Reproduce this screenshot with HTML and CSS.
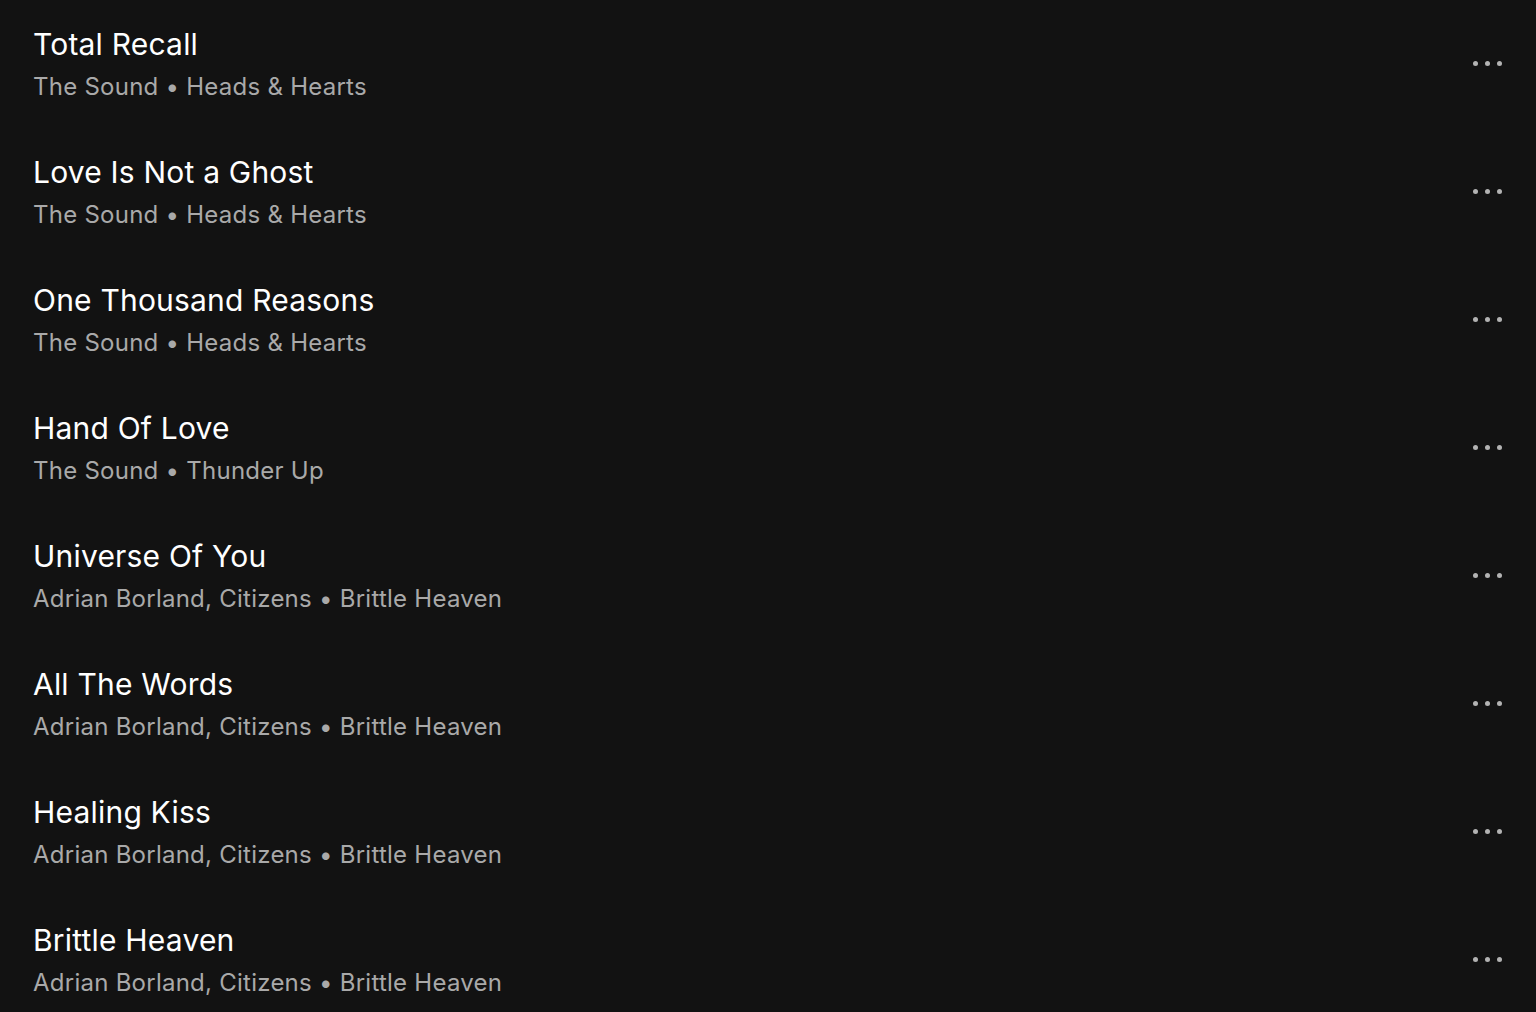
FILE: index.html
```html
<!DOCTYPE html>
<html>
<head>
<meta charset="utf-8">
<link rel="stylesheet" href="styles.css">
</head>
<body>
<ul class="tracks">
  <li class="track"><div class="info"><div class="title">Total Recall</div><div class="sub">The Sound • Heads &amp; Hearts</div></div><button class="more" aria-label="More"><span></span><span></span><span></span></button></li>
  <li class="track"><div class="info"><div class="title">Love Is Not a Ghost</div><div class="sub">The Sound • Heads &amp; Hearts</div></div><button class="more" aria-label="More"><span></span><span></span><span></span></button></li>
  <li class="track"><div class="info"><div class="title">One Thousand Reasons</div><div class="sub">The Sound • Heads &amp; Hearts</div></div><button class="more" aria-label="More"><span></span><span></span><span></span></button></li>
  <li class="track"><div class="info"><div class="title">Hand Of Love</div><div class="sub">The Sound • Thunder Up</div></div><button class="more" aria-label="More"><span></span><span></span><span></span></button></li>
  <li class="track"><div class="info"><div class="title">Universe Of You</div><div class="sub">Adrian Borland, Citizens • Brittle Heaven</div></div><button class="more" aria-label="More"><span></span><span></span><span></span></button></li>
  <li class="track"><div class="info"><div class="title">All The Words</div><div class="sub">Adrian Borland, Citizens • Brittle Heaven</div></div><button class="more" aria-label="More"><span></span><span></span><span></span></button></li>
  <li class="track"><div class="info"><div class="title">Healing Kiss</div><div class="sub">Adrian Borland, Citizens • Brittle Heaven</div></div><button class="more" aria-label="More"><span></span><span></span><span></span></button></li>
  <li class="track"><div class="info"><div class="title">Brittle Heaven</div><div class="sub">Adrian Borland, Citizens • Brittle Heaven</div></div><button class="more" aria-label="More"><span></span><span></span><span></span></button></li>
</ul>
</body>
</html>
```
FILE: styles.css
```css
html, body {
  margin: 0;
  padding: 0;
  background: #121212;
  height: 100%;
  overflow: hidden;
}
body {
  font-family: Inter, Lato, "Liberation Sans", sans-serif;
}
.tracks {
  list-style: none;
  margin: 0;
  padding: 0;
}
.track {
  height: 128px;
  display: flex;
  align-items: center;
  justify-content: space-between;
  padding: 0 34px 0 33px;
  box-sizing: border-box;
}
.info {
  display: flex;
  flex-direction: column;
  gap: 10px;
}
.title {
  color: #ffffff;
  font-size: 30px;
  line-height: 36px;
  letter-spacing: 0.2px;
}
.sub {
  color: #a9a9a9;
  font-size: 24px;
  line-height: 30px;
  letter-spacing: 0.25px;
}
.more {
  background: none;
  border: 0;
  padding: 0;
  display: flex;
  gap: 7px;
  align-items: center;
  margin-top: -2px;
}
.more span {
  width: 5px;
  height: 5px;
  border-radius: 50%;
  background: #b3b3b3;
}
```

-- WHAT IS ASKED --
Using the material above, set down every line exactly, but skip the pictures.

-- RESPONSE TO THE EXERCISE --
Reproduce this screenshot with HTML and CSS.
FILE: index.html
```html
<!DOCTYPE html>
<html>
<head>
<meta charset="utf-8">
<link rel="stylesheet" href="styles.css">
</head>
<body>
<ul class="tracks">
  <li class="track"><div class="info"><div class="title">Total Recall</div><div class="sub">The Sound • Heads &amp; Hearts</div></div><button class="more" aria-label="More"><span></span><span></span><span></span></button></li>
  <li class="track"><div class="info"><div class="title">Love Is Not a Ghost</div><div class="sub">The Sound • Heads &amp; Hearts</div></div><button class="more" aria-label="More"><span></span><span></span><span></span></button></li>
  <li class="track"><div class="info"><div class="title">One Thousand Reasons</div><div class="sub">The Sound • Heads &amp; Hearts</div></div><button class="more" aria-label="More"><span></span><span></span><span></span></button></li>
  <li class="track"><div class="info"><div class="title">Hand Of Love</div><div class="sub">The Sound • Thunder Up</div></div><button class="more" aria-label="More"><span></span><span></span><span></span></button></li>
  <li class="track"><div class="info"><div class="title">Universe Of You</div><div class="sub">Adrian Borland, Citizens • Brittle Heaven</div></div><button class="more" aria-label="More"><span></span><span></span><span></span></button></li>
  <li class="track"><div class="info"><div class="title">All The Words</div><div class="sub">Adrian Borland, Citizens • Brittle Heaven</div></div><button class="more" aria-label="More"><span></span><span></span><span></span></button></li>
  <li class="track"><div class="info"><div class="title">Healing Kiss</div><div class="sub">Adrian Borland, Citizens • Brittle Heaven</div></div><button class="more" aria-label="More"><span></span><span></span><span></span></button></li>
  <li class="track"><div class="info"><div class="title">Brittle Heaven</div><div class="sub">Adrian Borland, Citizens • Brittle Heaven</div></div><button class="more" aria-label="More"><span></span><span></span><span></span></button></li>
</ul>
</body>
</html>
```
FILE: styles.css
```css
html, body {
  margin: 0;
  padding: 0;
  background: #121212;
  height: 100%;
  overflow: hidden;
}
body {
  font-family: Inter, Lato, "Liberation Sans", sans-serif;
}
.tracks {
  list-style: none;
  margin: 0;
  padding: 0;
}
.track {
  height: 128px;
  display: flex;
  align-items: center;
  justify-content: space-between;
  padding: 0 34px 0 33px;
  box-sizing: border-box;
}
.info {
  display: flex;
  flex-direction: column;
  gap: 10px;
}
.title {
  color: #ffffff;
  font-size: 30px;
  line-height: 36px;
  letter-spacing: 0.2px;
}
.sub {
  color: #a9a9a9;
  font-size: 24px;
  line-height: 30px;
  letter-spacing: 0.25px;
}
.more {
  background: none;
  border: 0;
  padding: 0;
  display: flex;
  gap: 7px;
  align-items: center;
  margin-top: -2px;
}
.more span {
  width: 5px;
  height: 5px;
  border-radius: 50%;
  background: #b3b3b3;
}
```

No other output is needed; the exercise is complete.